**STATED PROBLEM**
Pick out each line containing the string "index" and copy it.

══ RECORDS FOR PROCESSING

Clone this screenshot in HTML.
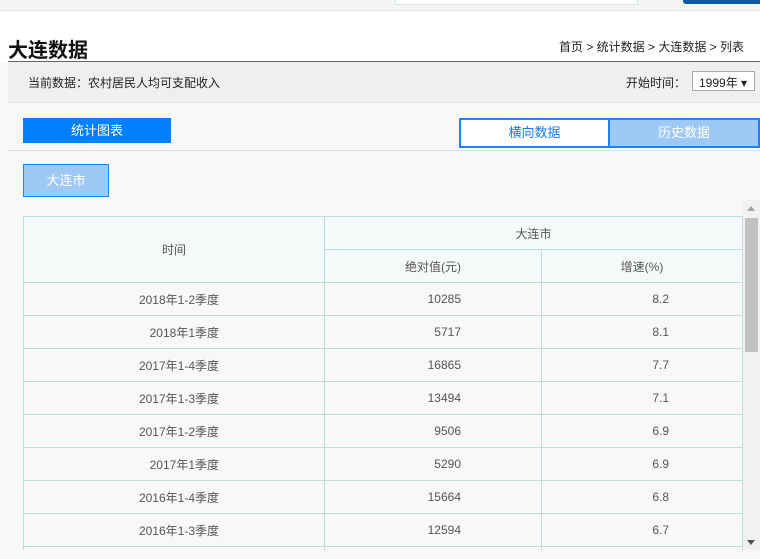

════
══ RECORDS FOR PROCESSING

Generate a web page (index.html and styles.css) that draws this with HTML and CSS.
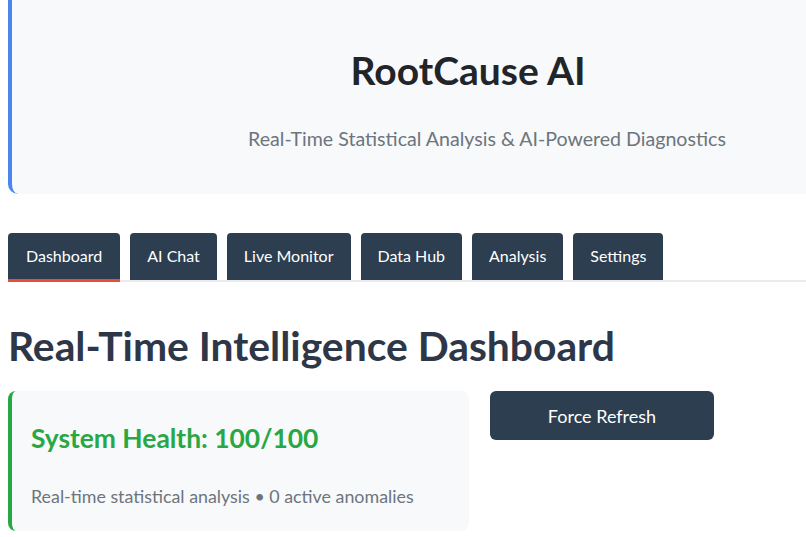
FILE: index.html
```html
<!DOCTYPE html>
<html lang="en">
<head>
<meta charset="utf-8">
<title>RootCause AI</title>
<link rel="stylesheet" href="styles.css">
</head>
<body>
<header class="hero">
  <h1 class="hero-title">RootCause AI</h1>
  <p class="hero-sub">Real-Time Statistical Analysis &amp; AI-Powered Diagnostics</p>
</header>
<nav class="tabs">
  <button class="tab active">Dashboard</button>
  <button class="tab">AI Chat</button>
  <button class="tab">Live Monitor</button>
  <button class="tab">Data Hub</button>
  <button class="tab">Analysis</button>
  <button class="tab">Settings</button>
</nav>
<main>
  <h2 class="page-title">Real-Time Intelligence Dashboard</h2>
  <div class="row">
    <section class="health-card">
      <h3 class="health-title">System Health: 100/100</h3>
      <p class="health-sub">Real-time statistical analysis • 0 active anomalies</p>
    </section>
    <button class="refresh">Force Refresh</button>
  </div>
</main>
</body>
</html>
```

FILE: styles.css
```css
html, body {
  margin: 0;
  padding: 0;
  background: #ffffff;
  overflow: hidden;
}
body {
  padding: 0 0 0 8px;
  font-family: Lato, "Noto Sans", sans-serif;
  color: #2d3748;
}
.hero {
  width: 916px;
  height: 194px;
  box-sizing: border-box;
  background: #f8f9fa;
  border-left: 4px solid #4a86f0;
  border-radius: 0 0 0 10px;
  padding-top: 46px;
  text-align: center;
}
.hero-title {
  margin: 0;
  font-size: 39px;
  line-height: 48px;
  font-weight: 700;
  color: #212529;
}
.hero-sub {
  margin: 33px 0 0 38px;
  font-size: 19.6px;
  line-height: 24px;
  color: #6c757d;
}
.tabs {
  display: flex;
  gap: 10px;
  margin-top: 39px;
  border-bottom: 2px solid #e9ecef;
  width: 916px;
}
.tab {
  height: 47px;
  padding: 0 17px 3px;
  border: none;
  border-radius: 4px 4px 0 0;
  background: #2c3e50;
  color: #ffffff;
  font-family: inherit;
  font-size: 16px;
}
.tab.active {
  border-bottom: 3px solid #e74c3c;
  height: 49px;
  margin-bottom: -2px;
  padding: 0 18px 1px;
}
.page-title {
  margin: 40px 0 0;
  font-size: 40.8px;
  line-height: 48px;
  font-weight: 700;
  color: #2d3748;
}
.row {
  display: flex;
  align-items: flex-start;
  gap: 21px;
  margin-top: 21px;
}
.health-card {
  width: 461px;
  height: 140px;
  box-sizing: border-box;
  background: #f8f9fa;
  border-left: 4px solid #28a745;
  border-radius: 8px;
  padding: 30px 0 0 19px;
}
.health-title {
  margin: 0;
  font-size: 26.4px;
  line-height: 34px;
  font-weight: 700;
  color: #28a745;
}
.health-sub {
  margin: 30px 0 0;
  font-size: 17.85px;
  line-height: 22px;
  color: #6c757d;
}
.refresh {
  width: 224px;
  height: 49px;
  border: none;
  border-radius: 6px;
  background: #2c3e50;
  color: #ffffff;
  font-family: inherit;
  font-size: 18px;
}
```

════

**RESULT OF THE EXERCISE**
Generate a web page (index.html and styles.css) that draws this with HTML and CSS.
FILE: index.html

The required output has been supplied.